Now that I've made it through the thick tome, I realize that, as a child, I only read the first book of the four included;
Sword in the Stone, The Queen of Air and Darkness, The Ill-Made Knight, and The Candle in the Wind. I enjoyed all four, The Queen of Air and Darkness being my least favorite, as it deals with parts of the storyline that depict borderline child abuse, poor behavior and violence, three of my least favorite things.

T.H. White does a laudable job re-tooling the Arthur legend for "modern" audiences. His writing style is almost Wodehousian, with amusing asides and comments in a thinly veiled author's voice. White uses much anachronism (Pellinore wears glasses, the Tower of London exists, etc.) and twirls the timeline of the story around with great freedom, highlighting that there is no one actual myth. The Arthur legends are of dubious origin and every treatment of them is slightly different in detail. But the big lessons remain and though White's main purpose as he tells the story is to highlight the big lessons and morals, he has no qualms about entertaining the reader whilst doing so. I laughed out loud as much as I put my book aside to think for a moment.

A great read.

I dog-eared pages that included passages that made me think and ended up with a good many folded corners. A selection;

"Only fools want to be great"

"Learn why the world wags and what wags it"

"The destiny of Man is to unite, not divide. If you keep on dividing you end up as a collection of monkeys throwing nuts at each other out of separate trees"
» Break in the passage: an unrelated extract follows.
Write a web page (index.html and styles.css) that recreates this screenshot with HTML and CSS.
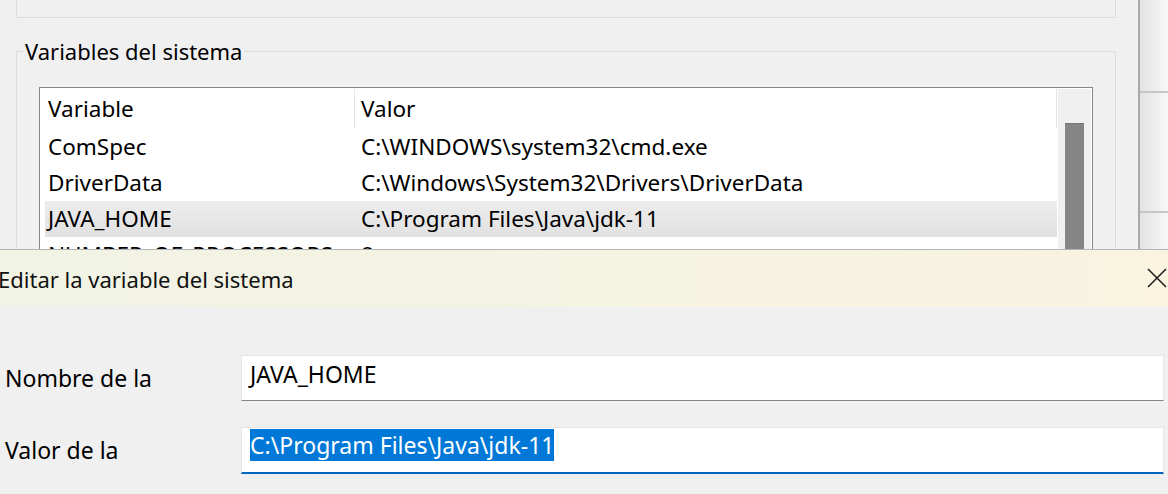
FILE: index.html
```html
<!DOCTYPE html>
<html lang="es">
<head>
<meta charset="utf-8">
<title>Editar la variable del sistema</title>
<link rel="stylesheet" href="styles.css">
</head>
<body>
<div class="back">
  <div class="back-main">
    <div class="group-top"></div>
    <fieldset class="group">
      <legend>Variables del sistema</legend>
      <div class="listbox">
        <div class="list-body">
          <div class="row header"><span class="c1">Variable</span><span class="c2">Valor</span></div>
          <div class="row"><span class="c1">ComSpec</span><span class="c2">C:\WINDOWS\system32\cmd.exe</span></div>
          <div class="row"><span class="c1">DriverData</span><span class="c2">C:\Windows\System32\Drivers\DriverData</span></div>
          <div class="row selected"><span class="c1">JAVA_HOME</span><span class="c2">C:\Program Files\Java\jdk-11</span></div>
          <div class="row"><span class="c1">NUMBER_OF_PROCESSORS</span><span class="c2">8</span></div>
        </div>
        <div class="scroll"><div class="thumb"></div></div>
      </div>
    </fieldset>
  </div>
  <div class="back-side">
    <div class="side-a"></div>
    <div class="side-b"></div>
    <div class="side-c"></div>
  </div>
</div>
<div class="dialog">
  <div class="titlebar">
    <span class="title">Editar la variable del sistema</span>
    <svg class="close" width="20" height="20" viewBox="0 0 20 20" aria-hidden="true"><path d="M1 1 L19 19 M19 1 L1 19" stroke="#1a1a1a" stroke-width="1.5" fill="none"/></svg>
  </div>
  <div class="dlg-body">
    <div class="field">
      <label class="lbl">Nombre de la</label>
      <div class="input">JAVA_HOME</div>
    </div>
    <div class="field">
      <label class="lbl">Valor de la</label>
      <div class="input focused"><span class="sel">C:\Program Files\Java\jdk-11</span></div>
    </div>
  </div>
</div>
</body>
</html>
```
FILE: styles.css
```css
html, body {
  margin: 0;
  padding: 0;
}
body {
  width: 1168px;
  height: 494px;
  overflow: hidden;
  background: #f0f0f0;
  font-family: "Noto Sans", "Open Sans", sans-serif;
  font-size: 22.5px;
  color: #000;
}

.back {
  display: flex;
  height: 249px;
  overflow: hidden;
}
.back-main {
  width: 1138px;
  padding-left: 16px;
  box-sizing: border-box;
}
.group-top {
  width: 1100px;
  height: 18px;
  border: 1px solid #dcdcdc;
  border-top: none;
  box-sizing: border-box;
}
.group {
  width: 1100px;
  box-sizing: border-box;
  margin: 19px 0 0 0;
  padding: 22px 0 0 6px;
  border: 1px solid #dcdcdc;
  min-inline-size: 0;
}
.group legend {
  padding: 0 2px;
  line-height: 28px;
  font-size: 22px;
}
.listbox {
  margin-left: 16px;
  width: 1054px;
  height: 300px;
  box-sizing: border-box;
  border: 1px solid #828790;
  background: #fff;
  display: flex;
}
.list-body {
  width: 1018px;
  padding: 0 1px 0 5px;
  box-sizing: border-box;
}
.row {
  display: flex;
  height: 36px;
  line-height: 36px;
  white-space: nowrap;
}
.row.header {
  height: 41px;
  line-height: 41px;
}
.c1 {
  width: 309px;
  padding-left: 3px;
  box-sizing: border-box;
}
.c2 {
  flex: 1;
  padding-left: 6px;
  border-left: 1px solid transparent;
  border-right: 1px solid transparent;
}
.header .c2 {
  border-left-color: #e5e5e5;
  border-right-color: #e5e5e5;
  margin: 1px 0 1px 0;
  line-height: 39px;
}
.row.selected {
  background: linear-gradient(#ededed, #e1e1e1);
}
.scroll {
  flex: 1;
  background: #f0f0f0;
  border-top: 1px solid #fff;
  border-right: 1px solid #fff;
  padding: 34px 0 0 7px;
}
.thumb {
  width: 19px;
  height: 300px;
  background: #858585;
  border-top: 1px solid #747474;
}

.back-side {
  flex: 1;
  border-left: 2px solid #a9a9a9;
  display: flex;
  flex-direction: column;
  background: linear-gradient(90deg, #e3e3e3, #f7f7f7);
}
.side-a {
  height: 91px;
  border-bottom: 2px solid #c6c6c6;
}
.side-b {
  height: 118px;
  border-bottom: 2px solid #c6c6c6;
}
.side-c {
  flex: 1;
}

.dialog {
  margin-left: -12px;
  width: 1180px;
  border-top: 1px solid #b4b4b4;
}
.titlebar {
  height: 57px;
  display: flex;
  align-items: center;
  justify-content: space-between;
  padding: 0 1px 0 10px;
  background: linear-gradient(90deg, #f1f3e5, #f9f3e0);
}
.title {
  font-size: 22px;
  color: #111;
  margin-top: 1px;
}
.close {
  display: block;
  margin-top: -1px;
}
.dlg-body {
  padding: 48px 0 0 17px;
  font-size: 23px;
}
.field {
  display: flex;
  margin-bottom: 26px;
}
.lbl {
  width: 236px;
  padding-top: 7px;
  line-height: 32px;
}
.input {
  width: 923px;
  height: 46px;
  box-sizing: border-box;
  background: #fff;
  border: 1px solid #e6e6e6;
  border-bottom: 1px solid #868686;
  padding: 2px 0 0 8px;
  line-height: 32px;
}
.input.focused {
  height: 47px;
  padding-top: 1px;
  border-bottom: 2px solid #0067c0;
}
.sel {
  background: #0078d7;
  color: #fff;
  display: inline-block;
}
```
"There is no excuse for war, none whatever, and whatever the wrong which your nation might be doing to mine - short of war - my nation would be in the wrong if it started a war so as to redress it. A murderer, for instance, is not allowed to plead that his victim was rich and oppressing him - so why should a nation be allowed to? Wrongs have to be redressed by reason, not by force"
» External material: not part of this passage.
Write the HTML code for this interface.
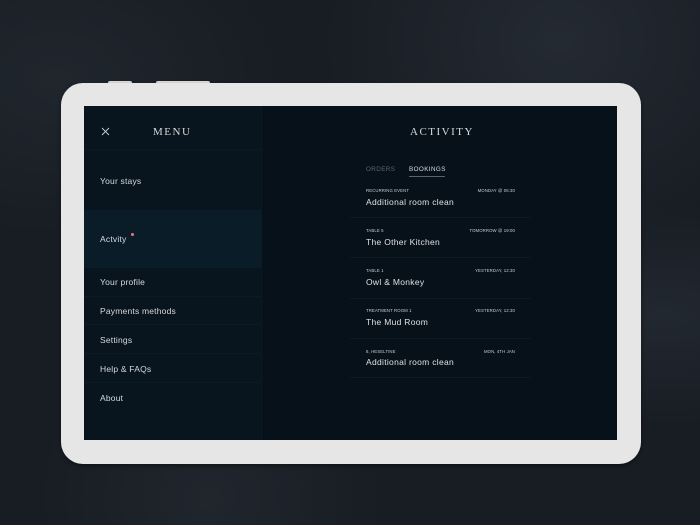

"Unless you can make the world wag better than it does at present, King, your reign will be an endless series of petty battles, in which the aggressions will either be from spiteful reasons or from sporting ones, and in which the poor man will be the only one who dies."

"Jesus did not turn the disciples into storm troopers, burn down the Temple at Jerusalem, and fix the blame on Pontius Pilate. On the contrary, he made it clear that the business of the philosopher was to make ideas available, and not to impose them on people"

"There is a thing called knowledge of the world, which people do not have until they are middle-aged. The seventh sense. It is something which cannot be taught to younger people, because it is not logical and does not obey laws which are constant. At this stage we begin to forget that there could have been a time when we were young bodies flaming with the impetus of life ... there was a time when it was of vital interest to us to find out whether there was a God or not. There were times when we wondered with all our souls what the world was, what love was. what we were ourselves. All of these problems and feelings fade away when we get the seventh sense. Middle-aged people can balance between believing in God and breaking all the commandments, without difficulty. The bodies which we loved, the truths which we sought, the Gods whom we questioned: we are deaf and blind to them now, safely and automatically balancing along toward the inevitable grave"

"The world is beautiful if you are beautiful, and you can't get unless you give"

"She turned to him with a face of composure and relief - the efficient and undramatic face which women achieve when they have nursing to do or some other employment of efficiency."

"Perhaps man was neither good nor bad, was only a machine in an insensate universe - his courage no more than a reflex to danger, like the automatic jump at the pin-prick. Perhaps there were no virtues, unless jumping at pin-pricks was a virtue, and humanity only a mechanical donkey led on by the iron carrot of love, through the pointless treadmill of reproduction"

"Perhaps, so long as people tried to possess things separately from each other, even honour and souls, there would be wars forever. Perhaps wars only happened between those who had and those who had not. As against this, you were forced to place the fact that nobody could define the state of 'having.' A knight with a silver suit of armour would immediately call himself a have-not, if he met a knight with a golden one. Perhaps war was due to fear; to fear of reliability. Unless there was truth, and unless people told the truth, there was always danger in everything outside the individual. You told truth to yourself, but you had no surety for your neighbour. This uncertainty must end by making the neighbor a menace. Perhaps wars happened because nations were like people - they had feelings of inferiority, or of superiority, or of revenge, or of fear. Suspicion and fear: possessiveness and greed: resentment for ancestral wrong: all these seemed a part of it. Yet they were not the solution. He could not see the real solution."